If your underwater mortgage is a result of missed payments, it introduces the risk of defaulting on your loan, ultimately putting your home at risk of foreclosure. To prevent this, it's crucial to stay on top of your mortgage payments.

3 tips to avoid an underwater mortgage

3 Tips to Help Avoid an Underwater Mortgage

Avoiding an underwater mortgage is preferable to dealing with the consequences. Here are three tips to help you stay financially afloat:

1. Stay Away from Risky Housing Markets

Not all housing markets fare well, and even strong markets can experience declines. To avoid investing in property that may lose value, be cautious when choosing where to purchase a home. Research the housing market and consider its long-term potential before making a decision.

2. Keep Up with Your Mortgage Payments

Staying current on your mortgage payments is the most effective way to avoid an underwater mortgage. By continually building equity in your home, you minimize the risk of ending up with negative equity.
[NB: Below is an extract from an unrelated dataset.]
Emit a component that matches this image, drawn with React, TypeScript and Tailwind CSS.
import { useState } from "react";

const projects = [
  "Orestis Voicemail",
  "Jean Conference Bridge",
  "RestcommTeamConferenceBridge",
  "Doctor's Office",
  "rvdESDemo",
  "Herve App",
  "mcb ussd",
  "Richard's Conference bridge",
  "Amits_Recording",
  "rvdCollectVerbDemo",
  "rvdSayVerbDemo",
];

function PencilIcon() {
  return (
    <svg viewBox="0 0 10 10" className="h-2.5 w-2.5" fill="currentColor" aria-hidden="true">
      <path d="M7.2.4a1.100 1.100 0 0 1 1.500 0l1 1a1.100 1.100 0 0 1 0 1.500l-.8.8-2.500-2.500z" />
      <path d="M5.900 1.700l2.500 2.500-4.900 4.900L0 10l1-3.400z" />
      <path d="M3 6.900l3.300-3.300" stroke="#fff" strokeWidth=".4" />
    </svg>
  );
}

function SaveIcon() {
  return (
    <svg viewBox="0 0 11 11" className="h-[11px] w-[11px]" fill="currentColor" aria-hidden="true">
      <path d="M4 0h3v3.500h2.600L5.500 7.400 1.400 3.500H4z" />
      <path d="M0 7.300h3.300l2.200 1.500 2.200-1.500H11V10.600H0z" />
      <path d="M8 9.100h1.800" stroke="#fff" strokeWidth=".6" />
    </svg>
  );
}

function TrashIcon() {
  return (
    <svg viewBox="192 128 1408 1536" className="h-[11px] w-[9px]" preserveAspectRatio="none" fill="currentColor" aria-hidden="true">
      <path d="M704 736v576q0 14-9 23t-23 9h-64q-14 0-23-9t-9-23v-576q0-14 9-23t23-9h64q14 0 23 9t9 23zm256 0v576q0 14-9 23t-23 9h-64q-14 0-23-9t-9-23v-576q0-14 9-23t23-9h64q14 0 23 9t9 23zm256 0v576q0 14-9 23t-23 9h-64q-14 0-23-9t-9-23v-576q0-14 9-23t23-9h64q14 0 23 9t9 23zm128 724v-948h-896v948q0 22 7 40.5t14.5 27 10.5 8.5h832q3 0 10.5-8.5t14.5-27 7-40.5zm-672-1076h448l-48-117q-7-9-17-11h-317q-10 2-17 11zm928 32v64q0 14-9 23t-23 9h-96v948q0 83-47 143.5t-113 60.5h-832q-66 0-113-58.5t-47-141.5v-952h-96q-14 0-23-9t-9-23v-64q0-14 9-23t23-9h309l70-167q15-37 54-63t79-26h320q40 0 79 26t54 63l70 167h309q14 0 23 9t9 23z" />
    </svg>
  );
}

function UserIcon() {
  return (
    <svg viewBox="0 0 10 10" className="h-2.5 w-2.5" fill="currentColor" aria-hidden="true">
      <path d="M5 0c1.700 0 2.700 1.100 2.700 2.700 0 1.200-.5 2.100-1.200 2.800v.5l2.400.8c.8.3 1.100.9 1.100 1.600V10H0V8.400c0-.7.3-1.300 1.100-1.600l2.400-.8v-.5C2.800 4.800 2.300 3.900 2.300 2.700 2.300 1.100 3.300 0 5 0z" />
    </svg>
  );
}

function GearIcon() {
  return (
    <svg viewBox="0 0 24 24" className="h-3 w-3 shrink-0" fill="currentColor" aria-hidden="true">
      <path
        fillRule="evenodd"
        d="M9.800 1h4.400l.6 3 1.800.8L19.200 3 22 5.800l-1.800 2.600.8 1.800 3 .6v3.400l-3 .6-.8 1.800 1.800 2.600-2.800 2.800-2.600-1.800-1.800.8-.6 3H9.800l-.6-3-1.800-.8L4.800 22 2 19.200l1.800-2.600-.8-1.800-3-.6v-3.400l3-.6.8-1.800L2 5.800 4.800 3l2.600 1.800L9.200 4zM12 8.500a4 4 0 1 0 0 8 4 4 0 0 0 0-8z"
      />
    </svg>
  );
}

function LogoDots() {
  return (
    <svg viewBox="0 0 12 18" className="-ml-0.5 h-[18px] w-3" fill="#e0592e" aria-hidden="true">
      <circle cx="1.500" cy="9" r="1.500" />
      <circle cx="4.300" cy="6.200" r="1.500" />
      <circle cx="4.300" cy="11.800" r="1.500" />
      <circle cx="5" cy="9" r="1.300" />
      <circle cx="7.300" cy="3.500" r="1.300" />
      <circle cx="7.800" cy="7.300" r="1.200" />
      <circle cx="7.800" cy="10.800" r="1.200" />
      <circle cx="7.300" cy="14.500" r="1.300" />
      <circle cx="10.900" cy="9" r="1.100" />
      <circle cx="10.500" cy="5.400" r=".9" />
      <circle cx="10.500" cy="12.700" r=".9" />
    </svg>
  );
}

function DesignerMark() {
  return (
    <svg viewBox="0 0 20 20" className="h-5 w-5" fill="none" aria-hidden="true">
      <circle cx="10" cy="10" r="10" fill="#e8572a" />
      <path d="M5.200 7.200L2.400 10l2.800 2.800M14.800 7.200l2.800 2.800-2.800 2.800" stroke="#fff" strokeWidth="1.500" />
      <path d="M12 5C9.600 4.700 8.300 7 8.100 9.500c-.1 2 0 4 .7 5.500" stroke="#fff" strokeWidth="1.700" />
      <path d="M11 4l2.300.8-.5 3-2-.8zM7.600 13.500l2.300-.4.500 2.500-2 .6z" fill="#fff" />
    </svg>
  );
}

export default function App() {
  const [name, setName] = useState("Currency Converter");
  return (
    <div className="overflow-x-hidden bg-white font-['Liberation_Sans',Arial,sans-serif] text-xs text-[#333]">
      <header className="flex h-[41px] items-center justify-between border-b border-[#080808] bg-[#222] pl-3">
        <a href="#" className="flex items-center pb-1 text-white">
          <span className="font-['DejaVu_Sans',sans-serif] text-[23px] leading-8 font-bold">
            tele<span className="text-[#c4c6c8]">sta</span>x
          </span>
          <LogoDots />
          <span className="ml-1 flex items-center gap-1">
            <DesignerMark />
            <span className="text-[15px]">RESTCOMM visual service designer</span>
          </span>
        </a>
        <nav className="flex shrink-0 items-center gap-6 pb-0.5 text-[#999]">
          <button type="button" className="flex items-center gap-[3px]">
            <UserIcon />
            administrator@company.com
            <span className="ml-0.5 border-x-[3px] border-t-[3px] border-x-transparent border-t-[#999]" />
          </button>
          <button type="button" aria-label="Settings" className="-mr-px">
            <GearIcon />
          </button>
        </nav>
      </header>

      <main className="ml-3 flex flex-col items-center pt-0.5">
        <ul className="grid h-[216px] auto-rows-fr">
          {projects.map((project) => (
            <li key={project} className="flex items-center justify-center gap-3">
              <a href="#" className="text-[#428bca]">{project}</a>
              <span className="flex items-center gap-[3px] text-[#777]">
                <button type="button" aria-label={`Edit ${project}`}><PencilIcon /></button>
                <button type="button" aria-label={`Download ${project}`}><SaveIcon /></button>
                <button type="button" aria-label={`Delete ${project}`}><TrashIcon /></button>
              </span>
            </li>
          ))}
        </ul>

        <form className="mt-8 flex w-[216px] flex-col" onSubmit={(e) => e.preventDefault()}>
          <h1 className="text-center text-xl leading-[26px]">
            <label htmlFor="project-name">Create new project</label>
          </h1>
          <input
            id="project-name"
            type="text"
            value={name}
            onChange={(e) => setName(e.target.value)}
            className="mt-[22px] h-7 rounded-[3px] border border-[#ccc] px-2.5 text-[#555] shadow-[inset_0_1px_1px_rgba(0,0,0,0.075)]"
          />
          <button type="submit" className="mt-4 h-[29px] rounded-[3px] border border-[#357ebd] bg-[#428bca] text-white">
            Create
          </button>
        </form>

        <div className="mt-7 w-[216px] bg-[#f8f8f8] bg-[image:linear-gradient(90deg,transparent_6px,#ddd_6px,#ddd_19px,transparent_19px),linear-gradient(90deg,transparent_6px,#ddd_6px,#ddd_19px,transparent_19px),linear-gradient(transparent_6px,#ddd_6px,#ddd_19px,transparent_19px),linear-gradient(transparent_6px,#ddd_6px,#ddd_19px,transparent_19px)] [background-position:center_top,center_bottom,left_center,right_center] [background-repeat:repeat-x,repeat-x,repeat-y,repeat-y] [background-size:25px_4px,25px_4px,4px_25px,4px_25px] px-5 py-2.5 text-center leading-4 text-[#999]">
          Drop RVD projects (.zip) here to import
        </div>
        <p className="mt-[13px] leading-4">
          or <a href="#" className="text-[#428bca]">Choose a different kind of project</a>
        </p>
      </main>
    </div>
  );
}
While you can't control market conditions, you can prioritize timely payments and reduce the chance of defaulting on your mortgage.

3. Invest in Your Home

Improving your home's value can help safeguard against an underwater mortgage. Consider undertaking home improvement projects such as kitchen renovations, bathroom expansions, or additions. These investments can increase your property's value, making it more attractive to potential buyers. Even if the market is not performing well, your home may stand out and retain its value better than others in the area.

How to Get Out of an Underwater Mortgage

Finding yourself with an underwater mortgage can be disheartening, but there are options to explore:

  • Reach out to your lender: Your lender may offer financial assistance programs to adjust your loan terms. While this is not the same as refinancing, it can provide some relief.
  • Wait out the market: Sometimes, a downturn in the housing market is temporary. Continuing to make mortgage payments and waiting for conditions to improve may be the best course of action.
  • Sell your house (at a loss): If necessary, you could sell your home, even if it means taking a loss. However, you must have the funds to cover the difference between the sale proceeds and your outstanding mortgage.
  • Consider a short sale: In certain circumstances, your lender may accept a short sale. This involves selling the house for less than the outstanding mortgage balance. While this can result in a financial loss, it could be a preferable alternative to an eventual foreclosure.
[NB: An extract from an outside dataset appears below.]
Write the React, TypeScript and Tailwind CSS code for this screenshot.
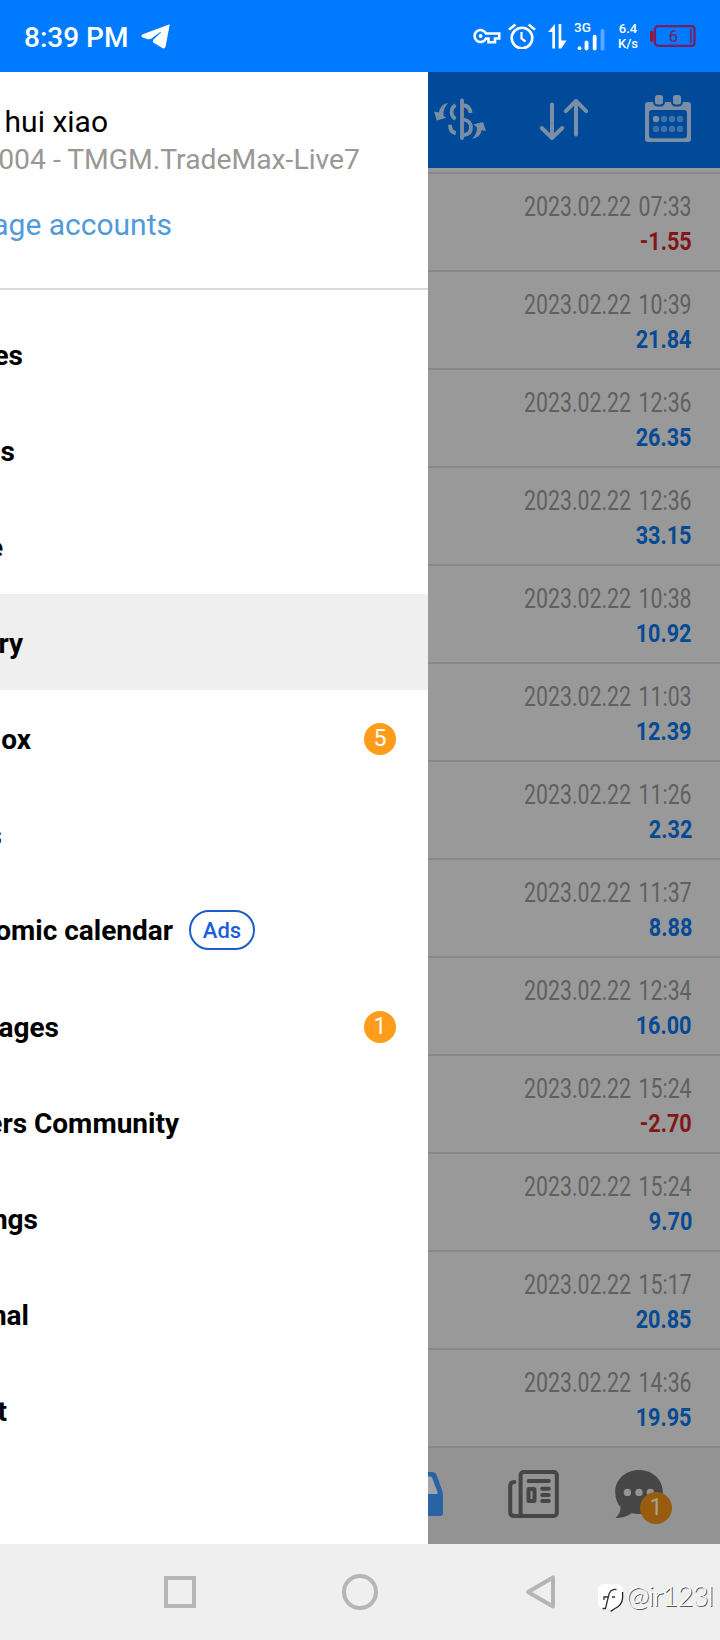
import React from "react";
import clsx from "clsx";

type Deal = {
  time: string;
  profit: string;
};

const deals: Deal[] = [
  { time: "2023.02.22 07:33", profit: "-1.55" },
  { time: "2023.02.22 10:39", profit: "21.84" },
  { time: "2023.02.22 12:36", profit: "26.35" },
  { time: "2023.02.22 12:36", profit: "33.15" },
  { time: "2023.02.22 10:38", profit: "10.92" },
  { time: "2023.02.22 11:03", profit: "12.39" },
  { time: "2023.02.22 11:26", profit: "2.32" },
  { time: "2023.02.22 11:37", profit: "8.88" },
  { time: "2023.02.22 12:34", profit: "16.00" },
  { time: "2023.02.22 15:24", profit: "-2.70" },
  { time: "2023.02.22 15:24", profit: "9.70" },
  { time: "2023.02.22 15:17", profit: "20.85" },
  { time: "2023.02.22 14:36", profit: "19.95" },
];

// The drawer is half swiped out, so every label ends at its own right edge.
const menu = [
  { label: "es", width: "w-[23px]" },
  { label: "s", width: "w-[15px]" },
  { label: "e", width: "w-[3px]" },
  { label: "ry", width: "w-[23px]", active: true },
  { label: "ox", width: "w-[31px]", count: 5 },
  { label: "s", width: "w-[2px]" },
  { label: "omic calendar", width: "w-[173px]", ads: true },
  { label: "ages", width: "w-[59px]", count: 1 },
  { label: "ers Community", width: "w-[179px]" },
  { label: "ngs", width: "w-[38px]" },
  { label: "nal", width: "w-[29px]" },
  { label: "t", width: "w-[7px]" },
];

function StatusBar() {
  return (
    <div className="flex h-[72px] shrink-0 items-center bg-[#007aff] pl-6 text-white">
      <span className="w-[117px] text-[28px] font-medium leading-8 pt-1">8:39 PM</span>
      <svg width="29" height="25" viewBox="0 0 29 25" fill="currentColor">
        <path d="M28 .4 1.2 10.6Q-.8 12 1.6 13.4L7 15.2Q9 15.6 10.5 14.6L19.2 8Q20.6 7.3 19.8 8.6L12.6 15.6Q11 17.6 13 19L21.8 24.3Q24 25.2 24.6 22.6L28.6 1.2Q28.8.2 28 .4Z" />
      </svg>
      <svg className="ml-[303px]" width="28" height="16" viewBox="0 0 28 16" fill="none" stroke="currentColor" strokeWidth="2.6">
        <path d="M13 5.5A6 6 0 1 0 13 10.5H15.5V14.2H22V10.5H26.2V5.5Z" />
        <circle cx="7.6" cy="8" r="1.9" fill="currentColor" stroke="none" />
      </svg>
      <svg className="ml-[7px]" width="28" height="26" viewBox="0 0 28 26" fill="none" stroke="currentColor" strokeWidth="2.6">
        <circle cx="14" cy="15" r="10.3" />
        <path d="M13.5 9V15.5L17.5 18.5" strokeWidth="2.2" />
        <path d="M1 6.8 7.4 1.4M20.6 1.4 27 6.8" />
      </svg>
      <svg className="ml-3" width="19" height="25" viewBox="0 0 19 25" fill="currentColor">
        <path d="M7 0V24.5H4.3V8H0ZM10.6 0H13.3V16.5H18.6L13.3 24.5H10.6Z" />
      </svg>
      <div className="ml-[7px] flex h-[30px] w-[32px] flex-col">
        <span className="h-[10px] text-[13.500px] font-medium leading-[13px]">3G</span>
        <svg className="-mt-[2px] ml-[3px]" width="29" height="23" viewBox="0 0 29 23" fill="currentColor">
          <circle cx="2" cy="20" r="2" />
          <rect x="7.3" y="12" width="4" height="10.5" rx="2" />
          <rect x="15.8" y="6" width="4" height="16.5" rx="2" />
          <rect x="24" y="0" width="4" height="22.5" rx="1.6" opacity=".35" />
        </svg>
      </div>
      <div className="ml-[12px] flex w-[20px] flex-col items-center text-[13px] font-medium leading-[15px]">
        <span>6.4</span>
        <span>K/s</span>
      </div>
      <svg className="ml-[12px]" width="46" height="22" viewBox="0 0 46 22" fill="none" stroke="#7a1d5e" strokeWidth="2.2">
        <rect x="5" y="1.2" width="39.5" height="19.6" rx="3" />
        <path d="M40.8 4V18" stroke="#702a72" strokeWidth="2" />
        <rect x="0" y="6" width="3.6" height="10.5" rx="1" fill="#a01038" stroke="none" />
        <text x="23.5" y="17" fill="#7a1d5e" stroke="none" fontSize="17" textAnchor="middle" fontFamily="Roboto, sans-serif">
          6
        </text>
      </svg>
    </div>
  );
}

function Toolbar() {
  return (
    <div className="flex h-24 shrink-0 items-center bg-[#004a99] pl-1.5 text-[#7a8fa6]">
      <svg width="53" height="48" viewBox="0 0 53 48" fill="none" stroke="currentColor" strokeWidth="3.8">
        <path d="M28 4.5V42" strokeLinecap="round" />
        <path d="M21.6 9.2Q17.6 11 17.6 16T21.6 22.8" />
        <path d="M29.5 9.5Q35.5 9.5 36.6 17" />
        <path d="M29.5 23.5Q37 25 37 31.4 37 38.4 29.5 39" />
        <path d="M16 28.8Q16 36.4 21.8 37" />
        <path d="M14 7Q6.4 8.2 4.8 16.6L0 15.6 2.8 24.4 12.2 21.8 9.4 19.6Q9 12.6 14 7Z" fill="currentColor" stroke="none" />
        <path d="M38.2 43Q46.6 41.4 47.8 34L52 35.2 49 26 39.4 28.6 43 31.4Q43 37.6 38.2 43Z" fill="currentColor" stroke="none" />
      </svg>
      <svg className="ml-[53px]" width="48" height="48" viewBox="0 0 48 48" fill="none" stroke="currentColor" strokeWidth="4" strokeLinecap="round" strokeLinejoin="round">
        <path d="M12 8.5V42M1.8 32 12 42 22.2 32" />
        <path d="M36 38.5V5M25.8 15.2 36 5 46.2 15.2" />
      </svg>
      <svg className="ml-[57px] overflow-visible" width="46" height="48" viewBox="0 0 46 48" fill="currentColor">
        <path fillRule="evenodd" d="M3 6H43Q46 6 46 9V43Q46 46 43 46H3Q0 46 0 43V9Q0 6 3 6ZM7 14Q4 14 4 17V39Q4 42.3 7 42.3H39Q42 42.3 42 39V17Q42 14 39 14Z" />
        <g stroke="#004a99" strokeWidth="2">
          <rect x="9" y="-2" width="10" height="11.5" rx="3.5" />
          <rect x="27" y="-2" width="10" height="11.5" rx="3.5" />
        </g>
        <circle cx="11" cy="23" r="3.2" />
        <g fill="#4070a8">
          <circle cx="19" cy="23" r="3.2" />
          <circle cx="27" cy="23" r="3.2" />
          <circle cx="35" cy="23" r="3.2" />
          <circle cx="11" cy="33" r="3.2" />
          <circle cx="19" cy="33" r="3.2" />
          <circle cx="27" cy="33" r="3.2" />
          <circle cx="35" cy="33" r="3.2" />
        </g>
      </svg>
    </div>
  );
}

function DealRow({ time, profit }: Deal) {
  return (
    <div className="flex h-[98px] flex-col items-end border-t-2 border-[#888888] pr-7 pt-[17px]">
      <span className="origin-right scale-x-[0.788] whitespace-nowrap text-[27px] leading-[33px] text-[#5f6061] [word-spacing:3px]">
        {time}
      </span>
      <span
        className={clsx(
          "origin-right scale-x-[0.815] text-[26.500px] font-bold leading-[34px]",
          profit.startsWith("-") ? "text-[#821719]" : "text-[#054a93]"
        )}
      >
        {profit}
      </span>
    </div>
  );
}

function TabBar() {
  return (
    <div className="flex h-[98px] shrink-0 items-start border-t-2 border-[#888888] bg-[#939393] pt-[22px] text-[#464646]">
      <svg className="mt-0.5" width="15" height="44" viewBox="0 0 15 44">
        <path d="M0 0H4Q7.6 0 8.8 3.4L14 18Q15 21 15 24V41Q15 44 12 44H0Z" fill="#2a63a5" />
        <path d="M0 4.4H2.2Q3.6 4.4 4.2 6L9.4 19.4Q10.2 22 8 22H0Z" fill="#a0a3a7" />
      </svg>
      <svg className="ml-[65px]" width="51" height="48" viewBox="0 0 51 48" fill="none" stroke="currentColor" strokeWidth="4" strokeLinecap="round">
        <rect x="12.6" y="2" width="36.2" height="44" rx="3" />
        <path d="M6.4 12Q2.2 12 2.2 16V42Q2.2 46 6.4 46H14" />
        <path d="M20.6 11H40.8M34.2 18.8H40.8M34.2 25H40.8M34.2 31H40.8" />
        <rect x="20.5" y="19" width="6" height="12" rx="0.5" />
      </svg>
      <div className="relative ml-14">
        <svg width="48" height="48" viewBox="0 0 48 48" fill="currentColor">
          <path d="M24 0C37.5 0 47.8 9.6 47.8 22S37.5 44 24 44Q20 44 16.6 43.2 8.5 48.4.4 48 5.6 43.6 5.6 37.2C2 33 .2 28 .2 22 .2 9.6 10.5 0 24 0Z" />
          <g fill="#939393">
            <circle cx="12.4" cy="22.4" r="3.7" />
            <circle cx="24" cy="22.4" r="3.7" />
            <circle cx="35.4" cy="22.4" r="3.7" />
          </g>
        </svg>
        <span className="absolute left-[25px] top-[22px] flex size-8 items-center justify-center rounded-full bg-[#995c0e] text-[23px] leading-8 text-[#a8a096]">
          1
        </span>
      </div>
    </div>
  );
}

function Drawer() {
  return (
    <div className="flex w-[428px] shrink-0 flex-col overflow-hidden bg-white">
      <div className="flex h-[218px] shrink-0 flex-col border-b-2 border-[#d9d9d9] pt-[31px]">
        <div className="flex w-[108px] justify-end whitespace-nowrap text-[30px] leading-[38px] text-black">hui xiao</div>
        <div className="flex w-[360px] justify-end whitespace-nowrap text-[28.300px] leading-[38px] text-[#9a9795]">
          004 - TMGM.TradeMax-Live7
        </div>
        <div className="mt-[27px] flex w-[172px] justify-end whitespace-nowrap text-[30px] leading-[38px] text-[#519adc]">
          age accounts
        </div>
      </div>
      <div className="mt-4 flex flex-col">
        {menu.map((item, i) => (
          <div key={i} className={clsx("flex h-24 items-center pr-8", item.active && "bg-[#efefef]")}>
            <span
              className={clsx(
                "flex shrink-0 justify-end whitespace-nowrap text-[28px] font-bold leading-8 text-black",
                item.ads ? "pt-0.5" : "pt-1",
                item.width
              )}
            >
              {item.label}
            </span>
            {item.ads && (
              <span className="ml-4 flex h-10 w-[66px] items-center justify-center rounded-[20px] border-2 border-[#1c5cc8] text-[22px] font-medium text-[#1c5fd8]">
                Ads
              </span>
            )}
            {item.count && (
              <span className="ml-auto mt-0.5 flex size-8 items-center justify-center rounded-full bg-[#ff9c1a] text-[23px] leading-8 text-white">
                {item.count}
              </span>
            )}
          </div>
        ))}
      </div>
    </div>
  );
}

function NavBar() {
  return (
    <div className="flex h-24 shrink-0 items-center bg-[#efefef] pl-[164px]">
      <div className="size-8 border-4 border-[#b5b5b5]" />
      <div className="ml-[146px] size-9 rounded-full border-4 border-[#b5b5b5]" />
      <svg className="ml-[147px]" width="30" height="36" viewBox="0 0 30 36" fill="none" stroke="#b5b5b5" strokeWidth="4">
        <path d="M28 3.4V32.6L3 18Z" strokeLinejoin="round" />
      </svg>
      <svg className="ml-[43px] mt-3" width="28" height="29" viewBox="0 0 28 29" fill="none">
        <path d="M6 0H19Q25 0 25 6V13Q25 23 13 28L12 25H6Q0 25 0 18V6Q0 0 6 0Z" fill="#fff" />
        <path d="M24.6 8V14Q24 21.5 17 24.5L12.6 27.4" stroke="#222" strokeWidth="1.3" />
        <path d="M4.5 24.5H7.5L10.5 12Q12 4.5 18.5 5.5M6 16V13H11M14 13H17" stroke="#333" strokeWidth="1.3" />
      </svg>
      <span className="mt-1.5 whitespace-nowrap font-[Lato,sans-serif] text-[28px] font-light leading-9 tracking-[-1.1px] text-white [text-shadow:1px_1px_0_#555]">
        @ir123l
      </span>
    </div>
  );
}

export default function App() {
  return (
    <div className="flex h-[1640px] w-[720px] flex-col overflow-hidden bg-[#efefef] font-[Roboto,sans-serif]">
      <StatusBar />
      <div className="flex h-[1472px] shrink-0">
        <Drawer />
        <div className="flex min-w-0 flex-1 flex-col bg-[#999999]">
          <Toolbar />
          <div className="flex flex-1 flex-col pt-1">
            {deals.map((deal, i) => (
              <DealRow key={i} {...deal} />
            ))}
          </div>
          <TabBar />
        </div>
      </div>
      <NavBar />
    </div>
  );
}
Can You Refinance an Underwater Mortgage?

In general, lenders are hesitant to refinance an underwater mortgage. However, there are a couple of relief programs available:

  • Freddie Mac Enhanced Relief Refinance: If you have a Freddie Mac home loan and have been making timely payments for at least 12 months, you may qualify for this refinance program. It allows you to pay off the unpaid principal balance, interest, and certain closing costs, effectively starting fresh with your home loan.
  • Fannie Mae High LTV Refinance: Fannie Mae has a similar program called the Fannie Mae LTV Refinance Option. To be eligible, your home loan must be owned by Fannie Mae. This program offers benefits like lower monthly payments, reduced interest rates, and a shortened amortization schedule.
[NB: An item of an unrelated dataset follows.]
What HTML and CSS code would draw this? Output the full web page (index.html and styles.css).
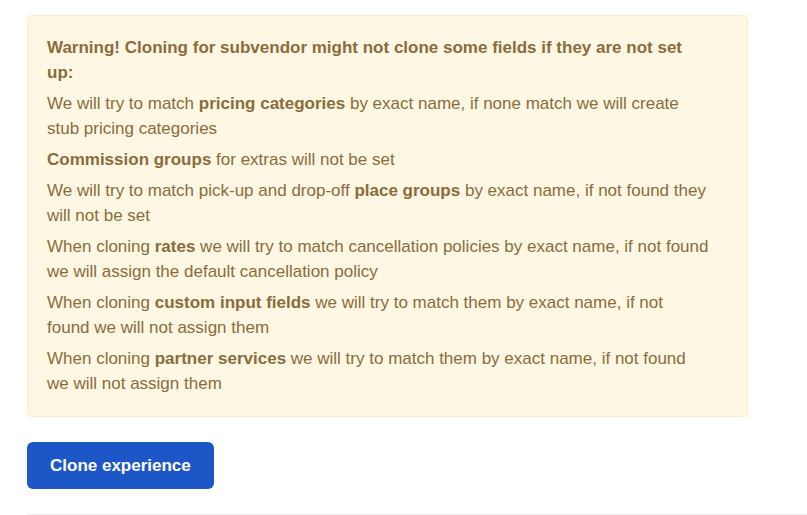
FILE: index.html
```html
<!DOCTYPE html>
<html lang="en">
<head>
    <meta charset="UTF-8">
    <meta name="viewport" content="width=device-width, initial-scale=1.0">
    <title>Clone experience</title>
    <link rel="stylesheet" href="styles.css">
</head>
<body>
    <main class="content">
        <form class="clone-form">
            <div class="alert">
                <p><strong>Warning! Cloning for subvendor might not clone some fields if they are not set up:</strong></p>
                <p>We will try to match <strong>pricing categories</strong> by exact name, if none match we will create stub pricing categories</p>
                <p><strong>Commission groups</strong> for extras will not be set</p>
                <p>We will try to match pick-up and drop-off <strong>place groups</strong> by exact name, if not found they will not be set</p>
                <p>When cloning <strong>rates</strong> we will try to match cancellation policies by exact name, if not found we will assign the default cancellation policy</p>
                <p>When cloning <strong>custom input fields</strong> we will try to match them by exact name, if not found we will not assign them</p>
                <p>When cloning <strong>partner services</strong> we will try to match them by exact name, if not found we will not assign them</p>
            </div>
            <button type="submit" class="btn">Clone experience</button>
        </form>
        <hr class="divider">
    </main>
</body>
</html>
```

FILE: styles.css
```css
* {
    box-sizing: border-box;
}

body {
    margin: 0;
    background-color: #fff;
    font-family: "Liberation Sans", Arial, sans-serif;
    font-size: 17px;
    line-height: 25px;
}

.content {
    padding: 15px 0 0 27px;
}

.clone-form {
    margin-right: 59px;
}

.alert {
    padding: 19px 38px 20px 19px;
    margin-bottom: 25px;
    border: 1px solid #faebcc;
    border-radius: 5px;
    background-color: #fdf7e3;
    color: #8a6d3b;
}

.alert p {
    margin: 0;
}

.alert p + p {
    margin-top: 6px;
}

.btn {
    padding: 11px 23px;
    border: none;
    border-radius: 6px;
    background-color: #1d57c7;
    color: #fff;
    font-family: inherit;
    font-size: 17px;
    font-weight: bold;
    line-height: 25px;
    cursor: pointer;
}

.btn:hover {
    background-color: #1747a8;
}

.divider {
    margin: 25px 0 0;
    border: none;
    border-top: 1px solid #eee;
}
```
It's worth noting that the Home Affordable Refinance Program (HARP), which was designed for underwater homeowners after the 2008 housing crisis, has expired, with no current plans for revival or similar programs.

In Conclusion

An underwater mortgage occurs when the loan amount surpasses the property's value. It can happen due to market conditions or missed payments. While it may seem challenging to find help for an underwater mortgage, relief programs exist. It's essential to consult a qualified mortgage expert who can evaluate your situation and guide you through the available options. Don't lose hope; there may be a solution that allows you to navigate your underwater mortgage successfully.